_Input for this task_

● ● ●

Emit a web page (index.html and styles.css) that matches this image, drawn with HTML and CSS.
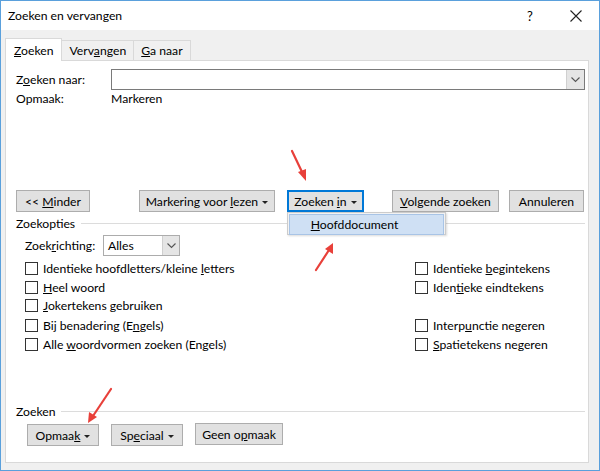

● ● ●

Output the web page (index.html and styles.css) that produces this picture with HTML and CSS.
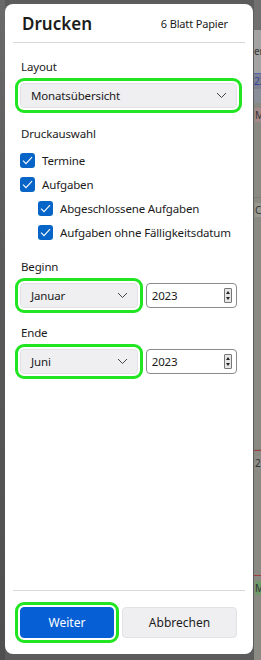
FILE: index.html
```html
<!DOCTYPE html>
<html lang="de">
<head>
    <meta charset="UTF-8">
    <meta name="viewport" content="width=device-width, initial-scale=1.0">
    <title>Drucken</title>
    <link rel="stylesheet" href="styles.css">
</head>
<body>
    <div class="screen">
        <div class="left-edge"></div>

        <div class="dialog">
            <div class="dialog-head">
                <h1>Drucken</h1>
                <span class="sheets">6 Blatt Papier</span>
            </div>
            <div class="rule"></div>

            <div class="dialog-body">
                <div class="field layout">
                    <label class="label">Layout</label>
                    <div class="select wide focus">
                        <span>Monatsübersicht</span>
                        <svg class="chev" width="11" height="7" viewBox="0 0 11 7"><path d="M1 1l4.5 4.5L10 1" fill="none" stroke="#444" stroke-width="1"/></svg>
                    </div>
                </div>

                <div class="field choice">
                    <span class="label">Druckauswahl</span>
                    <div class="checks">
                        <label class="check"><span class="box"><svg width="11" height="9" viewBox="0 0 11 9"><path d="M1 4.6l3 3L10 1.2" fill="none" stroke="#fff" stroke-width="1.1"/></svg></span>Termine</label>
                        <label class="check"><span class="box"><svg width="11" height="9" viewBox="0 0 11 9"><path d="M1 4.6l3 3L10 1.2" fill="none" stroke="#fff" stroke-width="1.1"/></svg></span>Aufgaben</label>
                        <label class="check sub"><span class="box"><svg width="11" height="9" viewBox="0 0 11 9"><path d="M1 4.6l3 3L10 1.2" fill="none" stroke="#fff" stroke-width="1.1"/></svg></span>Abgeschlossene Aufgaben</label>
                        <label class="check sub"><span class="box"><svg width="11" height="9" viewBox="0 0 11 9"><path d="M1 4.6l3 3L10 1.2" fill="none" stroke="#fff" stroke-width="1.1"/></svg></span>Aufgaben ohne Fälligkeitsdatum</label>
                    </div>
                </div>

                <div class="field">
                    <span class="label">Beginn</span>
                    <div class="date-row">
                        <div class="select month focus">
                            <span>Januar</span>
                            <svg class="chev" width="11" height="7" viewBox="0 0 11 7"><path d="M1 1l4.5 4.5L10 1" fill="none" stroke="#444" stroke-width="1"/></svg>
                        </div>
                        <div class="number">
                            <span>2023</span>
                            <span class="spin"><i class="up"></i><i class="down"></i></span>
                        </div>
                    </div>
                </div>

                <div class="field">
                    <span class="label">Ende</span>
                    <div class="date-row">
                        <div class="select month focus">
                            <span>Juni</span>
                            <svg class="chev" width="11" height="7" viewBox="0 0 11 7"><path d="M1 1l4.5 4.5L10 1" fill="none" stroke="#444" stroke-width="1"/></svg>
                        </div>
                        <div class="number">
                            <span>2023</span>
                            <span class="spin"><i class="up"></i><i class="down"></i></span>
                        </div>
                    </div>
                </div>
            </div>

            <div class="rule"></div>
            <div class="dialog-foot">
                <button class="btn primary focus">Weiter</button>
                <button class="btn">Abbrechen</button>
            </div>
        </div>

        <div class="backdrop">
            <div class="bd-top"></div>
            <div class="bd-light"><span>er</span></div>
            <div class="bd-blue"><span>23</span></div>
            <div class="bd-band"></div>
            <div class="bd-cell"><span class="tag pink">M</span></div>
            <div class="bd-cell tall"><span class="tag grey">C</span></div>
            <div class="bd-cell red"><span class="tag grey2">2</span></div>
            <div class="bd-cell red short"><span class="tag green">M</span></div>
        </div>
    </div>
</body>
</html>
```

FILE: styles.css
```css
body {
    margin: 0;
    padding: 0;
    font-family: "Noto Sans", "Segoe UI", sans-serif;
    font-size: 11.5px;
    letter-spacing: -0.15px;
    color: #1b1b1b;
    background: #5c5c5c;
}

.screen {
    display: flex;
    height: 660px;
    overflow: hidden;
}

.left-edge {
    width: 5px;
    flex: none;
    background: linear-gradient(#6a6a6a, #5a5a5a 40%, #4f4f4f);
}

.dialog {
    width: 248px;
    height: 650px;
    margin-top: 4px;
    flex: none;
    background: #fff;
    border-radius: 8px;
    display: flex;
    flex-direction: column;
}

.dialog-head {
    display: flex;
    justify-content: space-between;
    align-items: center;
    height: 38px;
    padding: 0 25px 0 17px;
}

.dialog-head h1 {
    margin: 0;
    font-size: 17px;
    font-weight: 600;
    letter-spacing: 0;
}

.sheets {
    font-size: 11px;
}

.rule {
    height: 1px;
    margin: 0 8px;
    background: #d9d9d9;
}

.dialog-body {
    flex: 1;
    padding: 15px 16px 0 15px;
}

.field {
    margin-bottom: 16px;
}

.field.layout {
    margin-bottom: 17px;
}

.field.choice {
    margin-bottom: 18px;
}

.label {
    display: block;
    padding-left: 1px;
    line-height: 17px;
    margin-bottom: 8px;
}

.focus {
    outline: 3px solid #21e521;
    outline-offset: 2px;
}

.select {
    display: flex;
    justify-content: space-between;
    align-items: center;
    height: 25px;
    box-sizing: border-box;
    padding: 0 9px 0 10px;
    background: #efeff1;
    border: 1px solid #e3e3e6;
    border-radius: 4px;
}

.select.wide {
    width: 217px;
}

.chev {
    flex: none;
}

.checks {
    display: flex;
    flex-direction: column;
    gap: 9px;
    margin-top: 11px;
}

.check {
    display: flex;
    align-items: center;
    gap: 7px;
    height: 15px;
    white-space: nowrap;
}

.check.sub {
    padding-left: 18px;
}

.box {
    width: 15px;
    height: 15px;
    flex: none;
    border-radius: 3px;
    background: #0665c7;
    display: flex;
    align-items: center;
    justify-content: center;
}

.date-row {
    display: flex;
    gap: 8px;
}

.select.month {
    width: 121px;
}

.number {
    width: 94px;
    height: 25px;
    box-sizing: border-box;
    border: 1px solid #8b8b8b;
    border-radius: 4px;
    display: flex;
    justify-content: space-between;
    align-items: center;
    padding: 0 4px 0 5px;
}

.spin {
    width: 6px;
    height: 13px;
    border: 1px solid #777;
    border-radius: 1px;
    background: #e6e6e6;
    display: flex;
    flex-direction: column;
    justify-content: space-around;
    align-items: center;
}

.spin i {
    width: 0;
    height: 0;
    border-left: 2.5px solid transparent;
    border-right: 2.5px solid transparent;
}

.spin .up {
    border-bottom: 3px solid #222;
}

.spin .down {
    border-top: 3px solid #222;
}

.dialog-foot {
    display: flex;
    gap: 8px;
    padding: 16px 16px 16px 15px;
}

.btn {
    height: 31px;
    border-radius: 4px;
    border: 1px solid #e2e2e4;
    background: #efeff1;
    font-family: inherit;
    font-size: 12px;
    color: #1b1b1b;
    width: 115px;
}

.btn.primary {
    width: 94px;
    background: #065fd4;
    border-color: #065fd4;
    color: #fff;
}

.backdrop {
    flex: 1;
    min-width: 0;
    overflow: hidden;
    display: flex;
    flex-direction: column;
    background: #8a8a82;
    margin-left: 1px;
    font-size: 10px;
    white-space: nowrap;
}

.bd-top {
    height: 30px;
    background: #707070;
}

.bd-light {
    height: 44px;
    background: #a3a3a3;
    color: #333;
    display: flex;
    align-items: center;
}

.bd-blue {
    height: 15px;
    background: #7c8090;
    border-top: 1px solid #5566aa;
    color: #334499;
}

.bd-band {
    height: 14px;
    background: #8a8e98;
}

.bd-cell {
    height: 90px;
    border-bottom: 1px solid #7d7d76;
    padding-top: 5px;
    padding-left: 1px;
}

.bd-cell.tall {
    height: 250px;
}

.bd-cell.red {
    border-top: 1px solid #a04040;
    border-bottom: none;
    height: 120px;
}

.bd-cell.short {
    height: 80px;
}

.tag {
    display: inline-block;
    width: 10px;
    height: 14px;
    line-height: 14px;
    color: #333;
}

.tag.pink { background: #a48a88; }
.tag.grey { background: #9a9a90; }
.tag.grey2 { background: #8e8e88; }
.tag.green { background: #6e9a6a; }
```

● ● ●

Look through the entries and find each line that has the string "index". Copy those lines.

Emit a web page (index.html and styles.css) that matches this image, drawn with HTML and CSS.
Output the web page (index.html and styles.css) that produces this picture with HTML and CSS.
FILE: index.html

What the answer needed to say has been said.